June 11, 2014 (KHARTOUM) – Sudanese finance minister Badr al-Din Mahmoud made a rare acknowledgment on Wednesday by telling the parliament that the government is finding it increasingly difficult to control the markets which has seen a steady rise in prices coupled with a continuous deterioration in the exchange rate of the pound against the US dollar and other major currencies.
- Sudanese finance minister Badr al-Din Mahmoud
Mahmoud nonetheless pledged to the Sudanese people that they will be more lenient in their undertaking of the economic reform measures, revealing that tough steps have silently been taken to force government institutions to stop the practice known as retaining money earnt without sending it to the finance ministry as required.
Sudanese ministries say they are forced to do this to meet their needs as opposed to requesting money from the finance ministry which tends to impose stringent requirements for approving disbursement of funds.
The minister who presented Q1 budget to the parliament disclosed that they froze the accounts of some government institutions which refuses to implement decisions of the president and the ministry of finance on sending money they earn to the treasury.
He also announced that they reached an agreement with some of these bodies to send money in their possession to the finance ministry while allowing them to keep a portion of it as a form of “motivation” to comply.
Mahmoud said that they witnessed an improvement in Forex inflow obtained from the South Sudan oil transit fees of $830 million. Despite this, the exchange rate of the pound continued to plunge because of speculators, he said as well as the economy still reeling from the effect of the economic shock.
He also said that Sudan’s local oil production fell short of the 140,000 barrels per day (bpd) target and is currently at 124,000 bpd.
He urged the Ministry of Foreign Affairs to put efforts to lift economic sanctions imposed on Sudan due to its significant impact.
But lawmakers chided the government’s “miserable” economic policies, accusing it of causing prices to rise and inflicting harm on the living conditions of citizens.
The minister announced that they privatized 139 government-owned corporations during the period from 1990 to 2012, describing them as worthless companies that used up a lot of money but produced nothing in return.
Mahmoud defended the policy of privatisation, saying that it has not displaced workers, but opened up new business opportunities and pointed out that workers who lost their jobs during over the 20-year period totaled 38,742, but that more than 70,000 jobs were created.
He said that his ministry disburses money according to priorities and not based on urgency, adding that the main problem is in resources, not in rationalising spending, noting that the main challenge is increasing revenue stream.
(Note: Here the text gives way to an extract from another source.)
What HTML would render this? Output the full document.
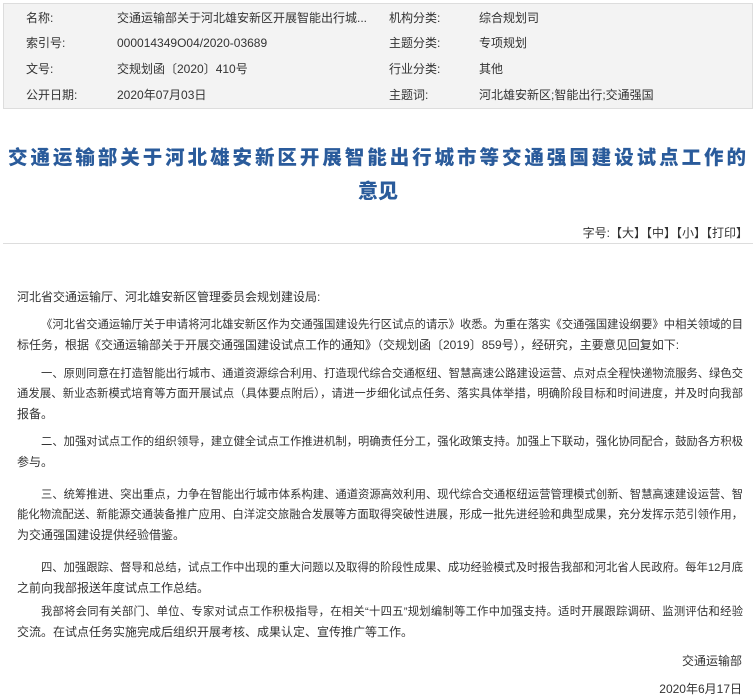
<!DOCTYPE html>
<html><head><meta charset="utf-8"><style>
*{margin:0;padding:0;box-sizing:border-box}
body{width:756px;height:696px;background:#fff;font-family:"Liberation Sans","Noto Sans CJK SC",sans-serif;color:#333;font-size:12px;position:relative;overflow:hidden}
.box{position:absolute;left:3px;top:3px;width:750px;height:106px;background:#f3f3f3;border:1px solid #ddd}
.c{position:absolute;white-space:nowrap;line-height:16px}
.t{position:absolute;font-size:20px;line-height:34px;color:#2a5b9b;font-weight:900;font-family:"Noto Sans CJK SC",sans-serif;white-space:nowrap}
.tool{position:absolute;right:8px;top:225px;line-height:16px}
.hr{position:absolute;left:3px;top:243px;width:750px;border-top:1px solid #ddd}
p{position:absolute;left:17px;width:726px;line-height:20px}
p span{display:block;text-align:justify;text-align-last:justify;text-justify:inter-character;white-space:nowrap;font-size:11.3px}
p span.f{padding-left:24px}
p span.l{text-align-last:left;font-size:12px}
.r{text-align:right;left:17px;width:725px}
</style></head><body>
<div class="box"></div>
<div class="c" style="left:26px;top:10px">名称:</div><div class="c" style="left:117px;top:10px">交通运输部关于河北雄安新区开展智能出行城...</div>
<div class="c" style="left:389px;top:10px">机构分类:</div><div class="c" style="left:479px;top:10px">综合规划司</div>
<div class="c" style="left:26px;top:35px">索引号:</div><div class="c" style="left:117px;top:35px">000014349O04/2020-03689</div>
<div class="c" style="left:389px;top:35px">主题分类:</div><div class="c" style="left:479px;top:35px">专项规划</div>
<div class="c" style="left:26px;top:61px">文号:</div><div class="c" style="left:117px;top:61px">交规划函〔2020〕410号</div>
<div class="c" style="left:389px;top:61px">行业分类:</div><div class="c" style="left:479px;top:61px">其他</div>
<div class="c" style="left:26px;top:87px">公开日期:</div><div class="c" style="left:117px;top:87px">2020年07月03日</div>
<div class="c" style="left:389px;top:87px">主题词:</div><div class="c" style="left:479px;top:87px">河北雄安新区;智能出行;交通强国</div>
<div class="t" style="left:8px;top:139px;width:738px;text-align:justify;text-align-last:justify;font-size:19.5px">交通运输部关于河北雄安新区开展智能出行城市等交通强国建设试点工作的</div>
<div class="t" style="left:0;top:173px;width:756px;text-align:center">意见</div>
<div class="tool">字号:【大】【中】【小】【打印】</div>
<div class="hr"></div>
<p style="top:287px"><span class="l">河北省交通运输厅、河北雄安新区管理委员会规划建设局:</span></p>
<p style="top:315px"><span class="f">《河北省交通运输厅关于申请将河北雄安新区作为交通强国建设先行区试点的请示》收悉。为重在落实《交通强国建设纲要》中相关领域的目</span><span class="l">标任务，根据《交通运输部关于开展交通强国建设试点工作的通知》（交规划函〔2019〕859号），经研究，主要意见回复如下:</span></p>
<p style="top:364px"><span class="f">一、原则同意在打造智能出行城市、通道资源综合利用、打造现代综合交通枢纽、智慧高速公路建设运营、点对点全程快递物流服务、绿色交</span><span>通发展、新业态新模式培育等方面开展试点（具体要点附后），请进一步细化试点任务、落实具体举措，明确阶段目标和时间进度，并及时向我部</span><span class="l">报备。</span></p>
<p style="top:432px"><span class="f">二、加强对试点工作的组织领导，建立健全试点工作推进机制，明确责任分工，强化政策支持。加强上下联动，强化协同配合，鼓励各方积极</span><span class="l">参与。</span></p>
<p style="top:485px"><span class="f">三、统筹推进、突出重点，力争在智能出行城市体系构建、通道资源高效利用、现代综合交通枢纽运营管理模式创新、智慧高速建设运营、智</span><span>能化物流配送、新能源交通装备推广应用、白洋淀交旅融合发展等方面取得突破性进展，形成一批先进经验和典型成果，充分发挥示范引领作用，</span><span class="l">为交通强国建设提供经验借鉴。</span></p>
<p style="top:558px"><span class="f">四、加强跟踪、督导和总结，试点工作中出现的重大问题以及取得的阶段性成果、成功经验模式及时报告我部和河北省人民政府。每年12月底</span><span class="l">之前向我部报送年度试点工作总结。</span></p>
<p style="top:602px"><span class="f">我部将会同有关部门、单位、专家对试点工作积极指导，在相关“十四五”规划编制等工作中加强支持。适时开展跟踪调研、监测评估和经验</span><span class="l">交流。在试点任务实施完成后组织开展考核、成果认定、宣传推广等工作。</span></p>
<p class="r" style="top:651px">交通运输部</p>
<p class="r" style="top:679px">2020年6月17日</p>
</body></html>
The minister pointed to the lack of flexibility in the structure of spending and said salaries accounted for 40% while health and education accounted for 20%. He emphasised the need to increase production and noted that inflation was now 41% because of increased funding for the agricultural sector.
The International Monetary Fund (IMF) in a meeting last month said that Sudan’s macroeconomic outlook remains poor. It noted that diversification of the economy from oil-oriented to agriculture- and industry-oriented has been slow and that the shortage of hard currency remains acute.
Late last September, the Sudanese government agreed to scale back fuel subsidies which caused prices of gasoline and diesel to increase by almost 100%.
Violent clashes erupted between the demonstrators and security forces in different parts of the country as a result leading to the death of several hundreds.
Senior Sudanese officials including president Omer Hassan al-Bashir have defended the measures, saying the only alternative would be an economic collapse as the state budget can no longer continue offering the generous subsidies on petroleum products to its people.
Sudan asked the IMF to devise a program that would help in its efforts to secure debt relief.
Sudan’s external debt is estimated to have grown by 27% since 2008 from $32.6 billion to $41.4 billion in 2011.
The IMF said that Sudan’s debt will hit $44.7 billion in 2013 which amounts to 85% of its Gross Domestic Product (GDP).
Analysts say that without political backing of western countries, it would be near impossible for Sudan to convince creditors of cancelling its debts even if it fulfils all other technical requirements.